The 10-year note (ICAP.SD:10_YEAR) yield, which moves inversely to price, rose 20 basis points
on the day to 2.698%, according to Tradeweb. The 30-year bond
(ICAP.SD:30_YEAR) yield rose 15 basis points to 3.649% and the 5-year
note yield (ICAP.SD:5_YEAR) rose 17 basis points to 1.583%.
The U.S.
economy created 195,000 jobs in June, beating expectations of
economists surveyed by MarketWatch, who had projected 155,000 jobs. That
left the unemployment rate unchanged at 7.6%, a positive sign that
indicates more people entered the labor force to find jobs. Figures for
April and May were revised higher as well.
Given the positive payrolls numbers on Friday, market participants reaffirmed their expectations of a September time-frame for beginning to wind down the program.

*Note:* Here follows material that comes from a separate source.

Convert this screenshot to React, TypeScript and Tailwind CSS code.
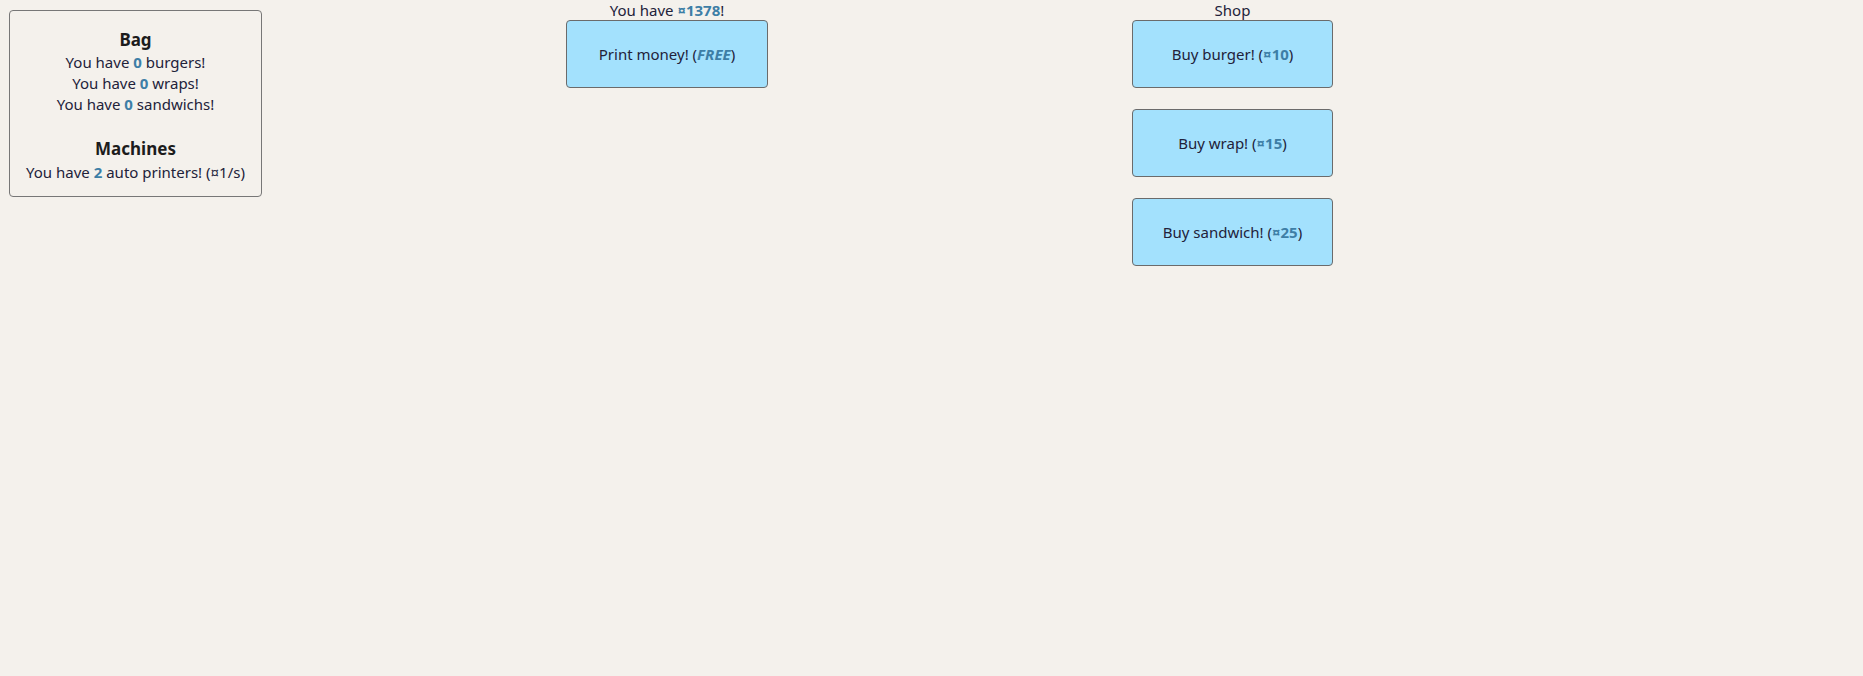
import React from 'react';

const font = { fontFamily: '"Noto Sans", "Open Sans", sans-serif' };

const Num: React.FC<{ children: React.ReactNode; italic?: boolean }> = ({ children, italic }) => (
  <b className={`font-bold text-[#3d7ea6] ${italic ? 'italic' : ''}`}>{children}</b>
);

const ShopButton: React.FC<{ children: React.ReactNode }> = ({ children }) => (
  <button className="w-full h-[68px] bg-[#a3e1fd] border border-[#6b6b6b] rounded-[4px] text-[15px] text-[#22223a]">
    {children}
  </button>
);

export default function App() {
  const items = [
    { name: 'burgers', count: 0 },
    { name: 'wraps', count: 0 },
    { name: 'sandwichs', count: 0 },
  ];

  return (
    <div className="min-h-[676px] bg-[#f4f1ec] text-[#22223a] text-[15px] leading-[21px]" style={font}>
      <div className="flex items-start">
        {/* Bag */}
        <div className="ml-[9px] mt-[10px] w-[253px] border border-[#777] rounded-[4px] pt-[17px] pb-[13px] text-center">
          <h3 className="text-[17px] leading-[24px] font-bold text-[#1c1c1c]">Bag</h3>
          {items.map((it) => (
            <div key={it.name}>
              You have <Num>{it.count}</Num> {it.name}!
            </div>
          ))}
          <h3 className="mt-[22px] mb-[1px] text-[17px] leading-[24px] font-bold text-[#1c1c1c]">Machines</h3>
          <div>
            You have <Num>2</Num> auto printers! (¤1/s)
          </div>
        </div>

        {/* Money */}
        <div className="ml-[304px] w-[202px] text-center">
          <div className="h-[20px] leading-[20px]">
            You have <Num>¤1378</Num>!
          </div>
          <ShopButton>
            Print money! (<Num italic>FREE</Num>)
          </ShopButton>
        </div>

        {/* Shop */}
        <div className="ml-[364px] w-[201px] text-center">
          <div className="h-[20px] leading-[20px]">Shop</div>
          <div className="flex flex-col gap-[21px]">
            <ShopButton>
              Buy burger! (<Num>¤10</Num>)
            </ShopButton>
            <ShopButton>
              Buy wrap! (<Num>¤15</Num>)
            </ShopButton>
            <ShopButton>
              Buy sandwich! (<Num>¤25</Num>)
            </ShopButton>
          </div>
        </div>
      </div>
    </div>
  );
}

“Tapering is in store, and we think the September call and $15-20 billion to start with is about right,” David Ader, head of government bond strategy at CRT Capital Group LLC, said in a note.
Treasury yields
had been rising for much of May and June in anticipation of a
scale-back in the Fed’s easy-money policy. While the haven government
debt had settled over the last two weeks, the nonfarm payrolls report
once again revived focus on the end of the program.
Thin trading volume after the Independence Day holiday in the U.S. was expected to exacerbate market movements in response to the data.